Ho aggiornato il contenuto della pagina il 1 Dicembre 2020

Sono passati cinque giorni e Diego Armando Maradona non è risorto. Qualcuno ci aveva messo il pensiero. Sacrilego e ingenuo. Ma il miracolo c’è. Ed è per strada, ovunque, nei tanti simulacri nati spontaneamente in questi giorni. Dallo Stadio San Paolo ai Quartieri Spagnoli, dalla Sanità a Posillipo.

Quanto è grande il cuore dei napoletani. E che cos’è la devozione di un popolo.

Maradona come San Gennaro.

A cinque giorni dalla morte del Pibe de Oro, lo Stadio San Paolo continua ad essere meta di pellegrinaggio. Ai cancelli della Curva B c’è un tappeto immenso di immagini e fiori, una galleria variopinta di ricordi, magliette, dediche, disegni di bambini, palloni, pupazzi, bandiere, fotografie, sciarpe e lumini, lettere d’amore e preghiere. C’è persino una pizza con il volto del calciatore.

Un sacrario. Laico e popolare.

<Grazie Diego> è il mantra ricorrente. Il popolo sa essere riconoscente e grato.

Su un cartone si legge: <Sei stato il sole nelle giornate piovose ed il vento in quelle afose. Non ti dimenticherò mai. Ciao Diego>.

Non basta un giorno per leggere tutto. E tanti scritti e disegni sono andati anche perduti per la pioggia battente del fine settimana. Ci sarà un museo, dicono, allo Stadio San Paolo che diventerà lo Stadio Diego Armando Maradona.

Su una maglietta un tal Moreno ha lasciato il suo scritto: <Il mio eroe, il mio idolo, il mio capitano, il mio condottiero, il mio sogno da bambino. Eternamente con me. Arrivederci mio re>.

Sono cimeli d’amore.

La commozione è tanta. Impossibile non farsi prendere dall’emozione. E non si tratta di essere tifosi o meno. Lo spettacolo è struggente. Una celebrazione epica. Esagerata come la sua vita.

Maradona ha unito generazioni di persone. Ispirazione, idolo, emblema di riscatto e rivincita. La rockstar del calcio, il Re plebeo.

Ai piedi della Curva B vedo arrivare devoti e curiosi. Ci sono gli anziani, i più giovani, la cosiddetta generazione Maradona, quella che scese in strada a far festa per il primo indimenticabile scudetto. Ci sono i bambini, i giovanissimi tifosi cresciuti con i racconti sulla “mano de dios”.

Una varia umanità, unita da un sentimento comune.

La nostalgia si tocca. Non è fanatismo. È devozione, semplice, popolare, accorata.

Ed è, per noi cinquantenni di oggi, la nostalgia per il tempo passato, per la nostra giovinezza, per quei favolosi anni Ottanta in cui eravamo ragazzi.

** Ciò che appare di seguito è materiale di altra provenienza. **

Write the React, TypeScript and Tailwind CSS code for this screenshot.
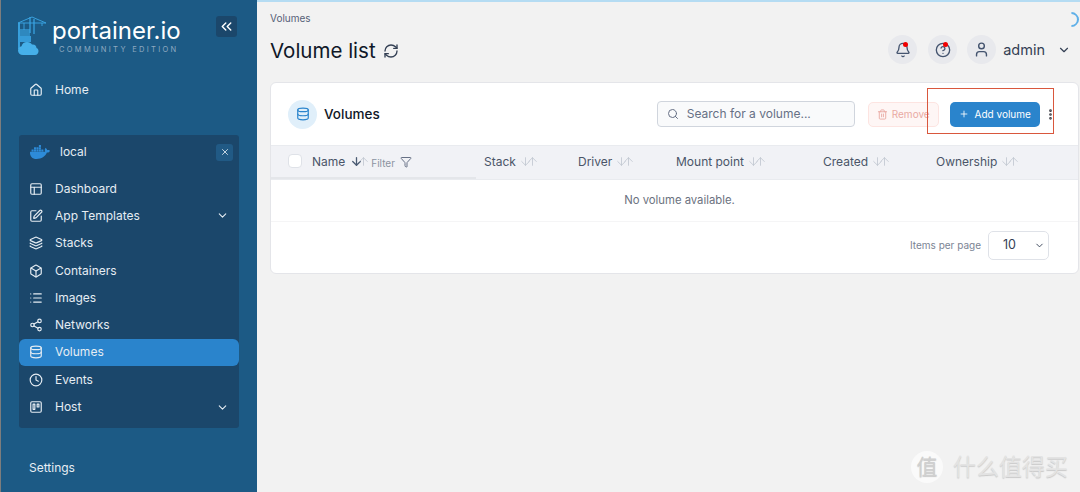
import React from "react";
import {
  ArrowDown,
  ArrowUp,
  Bell,
  Box,
  ChevronDown,
  ChevronsLeft,
  CircleHelp,
  Clock,
  Database,
  Filter,
  Home,
  Layers,
  List,
  MoreVertical,
  PanelsTopLeft,
  Plus,
  RefreshCw,
  Search,
  Share2,
  SquarePen,
  Trash2,
  Trello,
  User,
  X,
} from "lucide-react";
import { FaDocker } from "react-icons/fa";

const navItems = [
  { label: "Dashboard", icon: PanelsTopLeft },
  { label: "App Templates", icon: SquarePen, more: true },
  { label: "Stacks", icon: Layers },
  { label: "Containers", icon: Box },
  { label: "Images", icon: List },
  { label: "Networks", icon: Share2 },
  { label: "Volumes", icon: Database, active: true },
  { label: "Events", icon: Clock },
  { label: "Host", icon: Trello, more: true },
];

const columns = [
  { label: "Stack", width: "w-[94px]" },
  { label: "Driver", width: "w-[98px]" },
  { label: "Mount point", width: "w-[147px]" },
  { label: "Created", width: "w-[113px]" },
  { label: "Ownership", width: "w-[120px]" },
];

const Logo = () => (
  <svg width="34" height="40" viewBox="0 0 34 40" fill="none" className="shrink-0">
    <g stroke="#3ba7e6" strokeWidth="0.900">
      <path d="M0 7H28" />
      <path d="M14 1 0 7M14 1l14 6" />
      <path d="M12 1v16M16 3v15" strokeWidth="1.200" />
      <path d="M1 7v26" strokeWidth="1.800" />
      <path d="M6 7v7M24 7v3" />
    </g>
    <g fill="#3ba7e6">
      <rect x="2" y="13" width="10" height="7" opacity="0.6" />
      <rect x="2" y="20" width="11" height="6" opacity="0.85" />
    </g>
    <path
      d="M5 39c-3 0-5-2-5-4.500 0-2 1.500-3.800 3.500-4.200C4 27.500 6.500 26 9 26c2.500 0 4 1 5 2.500 2.700-.5 4.500 1.500 4.500 3.500 1.500.3 2 1.800 2 3.200 0 1.800-1.200 3.800-3.500 3.800Z"
      fill="#46b0ea"
    />
  </svg>
);

const SortArrows = ({ dark }: { dark?: boolean }) => (
  <span className={`flex items-center ${dark ? "ml-[5px]" : "ml-[3px]"}`}>
    <ArrowDown
      size={13}
      strokeWidth={dark ? 2.400 : 1.500}
      className={dark ? "-mr-[6px] text-[#4b5b73]" : "-mr-[6px] text-[#bfc5cf]"}
    />
    <ArrowUp size={13} strokeWidth={1.500} className="text-[#bfc5cf]" />
  </span>
);

const RoundIcon = ({ children, dot }: { children: React.ReactNode; dot?: boolean }) => (
  <div className="relative flex h-[29px] w-[29px] items-center justify-center rounded-full bg-[#e8e9ed] text-[#44546f]">
    {children}
    {dot && <span className="absolute right-[9px] top-[7px] h-[5px] w-[5px] rounded-full bg-[#f00000]" />}
  </div>
);

const Sidebar = () => (
  <aside className="flex h-[492px] w-[257px] shrink-0 flex-col border-l border-[#7d7d7d] bg-[#1c5a85] text-[#e6edf3]">
    <div className="flex h-[56px] items-start pl-[17px] pt-[16px]">
      <Logo />
      <div className="flex w-[130px] flex-col items-start">
        <span className="text-[24px] font-normal leading-[30px] text-white">portainer.io</span>
        <span className="ml-[7px] whitespace-nowrap text-[7.500px] leading-[8px] tracking-[2.300px] text-[#8ea9c0]">
          COMMUNITY EDITION
        </span>
      </div>
      <button className="ml-[34px] flex h-[21px] w-[21px] items-center justify-center rounded-[3px] bg-[#1b476b] text-white">
        <ChevronsLeft size={17} strokeWidth={2} />
      </button>
    </div>

    <div className="mt-[20px] flex h-[27px] items-center pl-[28px] text-[12px]">
      <Home size={14} className="mr-[12px]" />
      Home
    </div>

    <div className="ml-[18px] mt-[32px] w-[220px] rounded-[3px] bg-[#1b476b] pb-[7px]">
      <div className="flex h-[34px] items-center pl-[11px] pr-[6px] text-[12px]">
        <FaDocker size={20} className="text-[#2d8bd8]" />
        <span className="ml-[10px]">local</span>
        <span className="ml-auto flex h-[17px] w-[17px] items-center justify-center rounded-[3px] bg-[#215a85]">
          <X size={10} />
        </span>
      </div>
      <div className="mt-[6px]">
        {navItems.map((item) => (
          <div
            key={item.label}
            className={`flex h-[27.300px] items-center rounded-[6px] pl-[10px] pr-[10px] text-[12px] ${
              item.active ? "bg-[#2a84cc]" : ""
            }`}
          >
            <item.icon size={14} className="mr-[12px] shrink-0" />
            <span>{item.label}</span>
            {item.more && <ChevronDown size={13} className="ml-auto" />}
          </div>
        ))}
      </div>
    </div>

    <div className="ml-[28px] mt-[31px] text-[12px]">Settings</div>
  </aside>
);

const VolumesCard = () => (
  <div className="ml-[13px] mt-[15px] w-[809px] overflow-hidden rounded-[6px] border border-[#e4e5e9] bg-white">
    <div className="flex h-[62px] items-center pl-[17px]">
      <div className="flex h-[29px] w-[29px] items-center justify-center rounded-full bg-[#e0effa] text-[#2a84cc]">
        <Database size={14} />
      </div>
      <span className="ml-[7px] text-[13.500px] font-medium text-[#101828]">Volumes</span>
      <div className="ml-[277px] flex h-[26px] w-[198px] items-center rounded-[4px] border border-[#d0d5dd] bg-[#f9fafb] pl-[9px] text-[12px] text-[#667085]">
        <Search size={12} />
        <span className="ml-[8px]">Search for a volume...</span>
      </div>
      <button className="ml-[13px] flex h-[25px] w-[71px] items-center justify-center rounded-[5px] border border-[#fde4e1] bg-[#fef6f5] text-[10px] text-[#e9aaa3]">
        <Trash2 size={11} className="mr-[4px]" />
        Remove
      </button>
      <button className="ml-[11px] flex h-[25px] w-[90px] items-center justify-center rounded-[5px] bg-[#2a84cc] text-[10px] text-white">
        <Plus size={10} className="mr-[6px]" />
        Add volume
      </button>
      <MoreVertical size={13} strokeWidth={3} className="ml-[4px] text-[#3f3f46]" />
    </div>

    <div className="flex h-[35px] items-center border-y border-[#e9ebef] bg-[#f1f2f6] text-[12px] text-[#4a5568]">
      <div className="flex h-full w-[205px] shrink-0 items-center border-b-2 border-[#e4e6ea]">
        <span className="mb-[2px] ml-[17px] h-[14px] w-[14px] rounded-[4px] border border-[#dfe2e8] bg-white" />
        <span className="ml-[10px]">Name</span>
        <SortArrows dark />
        <span className="ml-[1px] mt-[3px] text-[10px] text-[#8b93a1]">Filter</span>
        <Filter size={12} className="ml-[5px] text-[#667085]" />
      </div>
      <span className="w-[8px]" />
      {columns.map((column) => (
        <div key={column.label} className={`flex items-center pb-[2px] ${column.width}`}>
          {column.label}
          <SortArrows />
        </div>
      ))}
    </div>

    <div className="flex h-[42px] items-center justify-center border-b border-[#f5f5f6] pl-[10px] text-[11.300px] text-[#6b7280]">
      No volume available.
    </div>

    <div className="flex h-[51px] items-center justify-end pb-[4px] pr-[29px] text-[10px] text-[#7b8494]">
      Items per page
      <div className="ml-[7px] flex h-[29px] w-[61px] items-center justify-between rounded-[5px] border border-[#dfe2e8] pl-[14px] pr-[3px] text-[12.500px] text-[#344054]">
        10
        <ChevronDown size={11} />
      </div>
    </div>
  </div>
);

export default function App() {
  return (
    <div
      className="relative flex h-[492px] w-[1080px] overflow-hidden bg-[#f2f2f2]"
      style={{ fontFamily: "Inter, 'Noto Sans CJK SC', sans-serif" }}
    >
      <Sidebar />
      <main className="min-w-0 flex-1 border-t-2 border-[#b5dcf3]">
        <div className="flex h-[65px]">
          <div className="pl-[13px]">
            <div className="pt-[9px] text-[10px] leading-[14px] text-[#566178]">Volumes</div>
            <div className="mt-[12px] flex items-center text-[20.500px] leading-[28px] text-[#101828]">
              Volume list
              <RefreshCw size={16} className="ml-[7px] text-[#344054]" />
            </div>
          </div>
          <div className="ml-auto mt-[33px] flex h-[29px] items-center pr-[9px]">
            <RoundIcon dot>
              <Bell size={16} />
            </RoundIcon>
            <span className="w-[11px]" />
            <RoundIcon dot>
              <CircleHelp size={16} />
            </RoundIcon>
            <span className="w-[10px]" />
            <RoundIcon>
              <User size={17} />
            </RoundIcon>
            <span className="ml-[7px] text-[14.500px] text-[#344054]">admin</span>
            <ChevronDown size={14} className="ml-[12px] text-[#344054]" />
          </div>
        </div>
        <VolumesCard />
      </main>

      {/* loading spinner, red annotation box and site watermark sit over the page */}
      <div className="absolute right-[1px] top-[12px] h-[15px] w-[15px] rotate-45 rounded-full border-2 border-transparent border-r-[#5fb0e8] border-t-[#5fb0e8]" />
      <div className="absolute left-[927px] top-[88px] h-[46px] w-[127px] border-[1.500px] border-[#d9573d]" />
      <div className="absolute left-[911px] top-[451px] flex items-center text-[#e3e3e3] [text-shadow:0_1px_1px_#c8c8c8]">
        <span className="flex h-[32px] w-[32px] items-center justify-center rounded-full bg-[#fafafa] text-[21px] text-[#d0d0d0]">
          值
        </span>
        <span className="ml-[10px] text-[23px] leading-[32px]">什么值得买</span>
      </div>
    </div>
  );
}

Sono i ricordi che tornano a galla e quando il passato ritorna porta sempre con sé un po’ di dolce e un po’ di amaro.

Dall’altra parte della città, conficcato tra i vicoli dei Quartieri Spagnoli, ecco un altro sacrario.

In via Emanuele de Deo, ai piedi del grande murales di Maradona dipinto nel 1990 dallo street artist Mario Filardi, la gente del posto ha steso un tappeto rosso, allestito un altare con due vecchi tavoli di legno e portato corone di fiori e lumini. Alle finestre, sui fili del bucato, hanno appeso le magliette col numero 10. Ed ancora gigantografie del campione ed edicole votive. Anche qui è un andirivieni continuo di gente. Di foto e selfie ricordo.

 

È un concentrato di creatività questo angolo dei Quartieri Spagnoli, lo chiamano lo Slargo degli artisti. Ma qualcuno ha già affisso la targa “Largo Diego Armando Maradona”. Su tutto domina l’enorme raffigurazione della Pudicizia dell’argentino Francisco Bosoletti, straordinario murales. E ci sono altre icone di Napoli sui muri dei palazzi: un magnifico volto di Sofia Loren da una parte; Troisi, Totò e Pino Daniele dall’altra.

Ma oggi, occhi e cuore sono tutti per Diego Armando Maradona.